Aired December 10, 2019 - 06:00   ET



ANDERSON COOPER, CNN ANCHOR: Articles of impeachment will be unveiled after a contentious final day of House hearings on the subject.


UNIDENTIFIED MALE: Where's the impeachable offense? Why are we here?

UNIDENTIFIED MALE: Abused his power, betrayed his oath, and corrupted our election process.

UNIDENTIFIED MALE: To impeach a president over eight lines in a call transcript is baloney.

REP. JERRY NADLER (D-NY): Each of us took an oath to defend the Constitution. The president is a continuing threat to our democracy.


ANNOUNCER: This is NEW DAY with Alisyn Camerota and John Berman.
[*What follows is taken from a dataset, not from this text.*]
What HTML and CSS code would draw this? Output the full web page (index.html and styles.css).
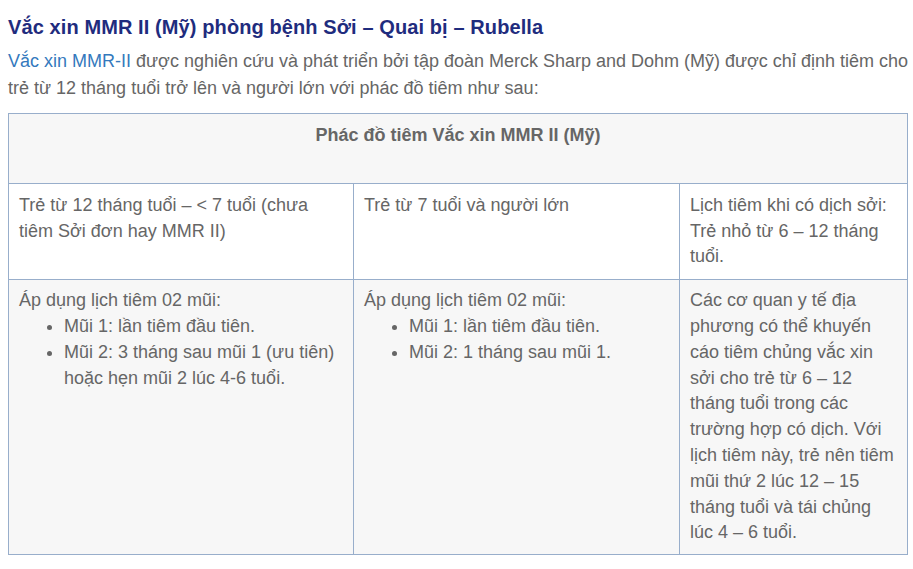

JOHN BERMAN, CNN ANCHOR: Welcome to our viewers in the United States and all around the world. This is NEW DAY. It's Tuesday, December 10, 6 a.m. here in New York. And we do have breaking news.

CNN has learned that this morning House Democrats will unveil the articles of impeachment they plan to bring against President Trump. We're waiting for that event on Capitol Hill to hear exactly what they say. But sources tell CNN they will move forward with at least two articles: abuse of power and obstruction of justice. Now, the key number there is two and likely only two. We're told the Democratic leadership is still debating whether to include an article of obstruction of justice related to the Mueller report. But at this point, that appears unlikely.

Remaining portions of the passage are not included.